[Extracted data entries]
= = = = =

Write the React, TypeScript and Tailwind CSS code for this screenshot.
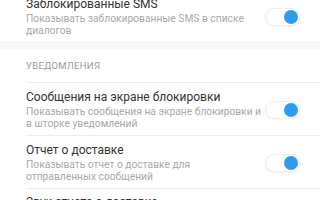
import React from 'react';

type Row = { title: string; lines: string[] };

const rows: Row[] = [
    { title: 'Сообщения на экране блокировки', lines: ['Показывать сообщения на экране блокировки и', 'в шторке уведомлений'] },
    { title: 'Отчет о доставке', lines: ['Показывать отчет о доставке для', 'отправленных сообщений'] },
];

function Toggle() {
    return (
        <div className="flex h-[18px] w-[35px] shrink-0 items-center justify-end rounded-full border border-[#ededed] bg-white px-[1px] shadow-[0_1px_2px_rgba(0,0,0,0.05)]">
            <div className="h-[14px] w-[14px] rounded-full bg-[#2e9bef]" />
        </div>
    );
}

function SettingRow({ title, lines }: Row) {
    return (
        <div className="flex items-center pr-[20px]">
            <div className="flex-1">
                <div className="text-[12px] leading-[16px] text-[#333333]">{title}</div>
                <div className="mt-[1px] text-[10.25px] leading-[12px] text-[#a8a8a8]">
                    {lines.map((l) => (
                        <div key={l}>{l}</div>
                    ))}
                </div>
            </div>
            <Toggle />
        </div>
    );
}

export default function App() {
    return (
        <div className="h-[200px] w-[320px] overflow-hidden bg-white font-['Roboto',sans-serif]">
            <div className="-mt-[4px] pl-[26px]">
                <SettingRow title="Заблокированные SMS" lines={['Показывать заблокированные SMS в списке', 'диалогов']} />
            </div>
            <div className="mt-[4px] h-[9px] bg-[#f6f6f6]" />
            <div className="pl-[26px]">
                <div className="pt-[10px] pb-[10px] text-[9.5px] leading-[12px] tracking-[0.3px] text-[#9a9a9a]">УВЕДОМЛЕНИЯ</div>
                {rows.map((r) => (
                    <div key={r.title} className="border-t border-[#ededed] pt-[6px] pb-[5px]">
                        <SettingRow {...r} />
                    </div>
                ))}
                <div className="border-t border-[#ededed] pt-[5px]">
                    <div className="text-[12px] leading-[16px] text-[#333333]">Звук отчета о доставке</div>
                </div>
            </div>
        </div>
    );
}
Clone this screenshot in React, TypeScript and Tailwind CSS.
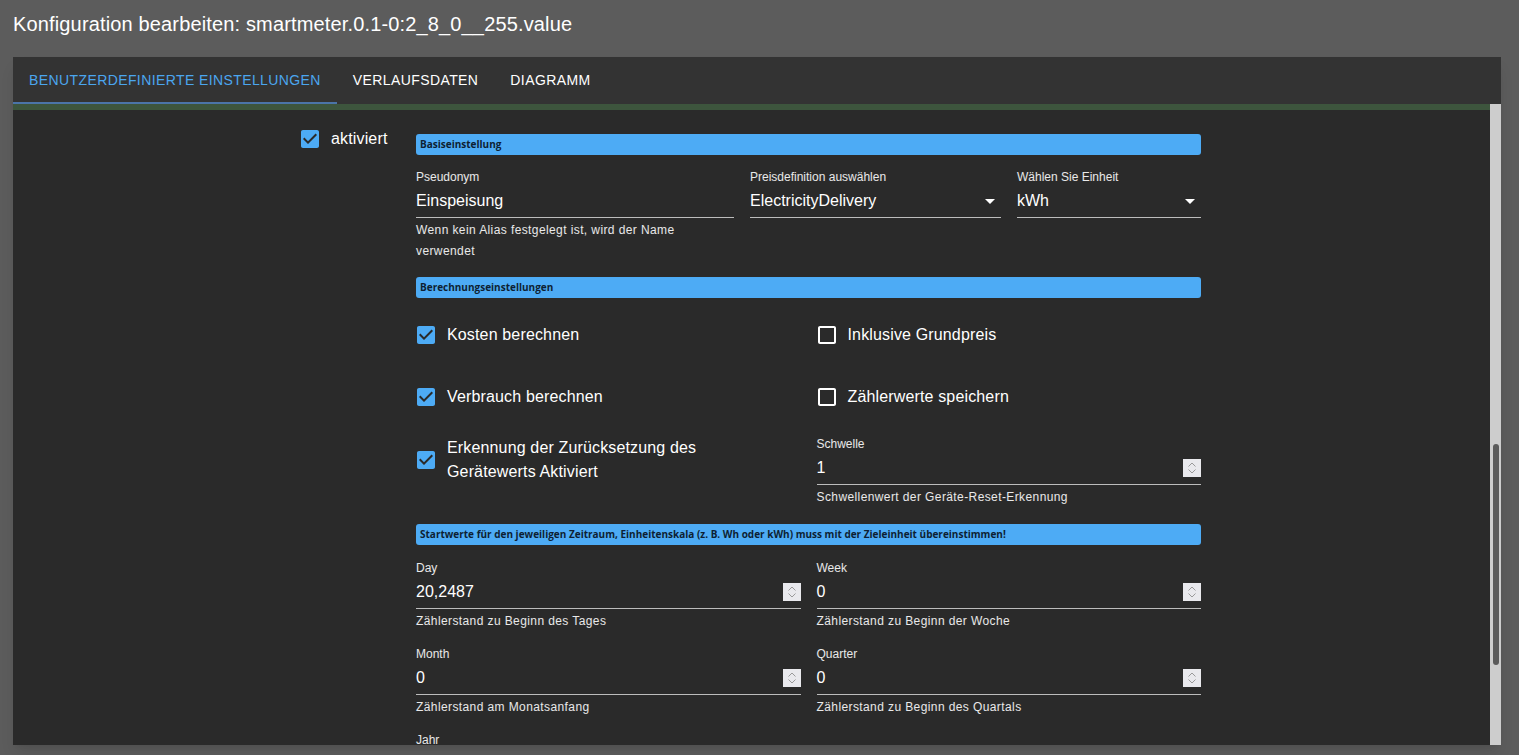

= = = = =

- Exercise goal: Transcribe, from the records above, the first line and every line after it up to and including the line with "string; lines: string[]"; omit pictures.

- Exercise response:
Write the React, TypeScript and Tailwind CSS code for this screenshot.
import React from 'react';

type Row = { title: string; lines: string[] };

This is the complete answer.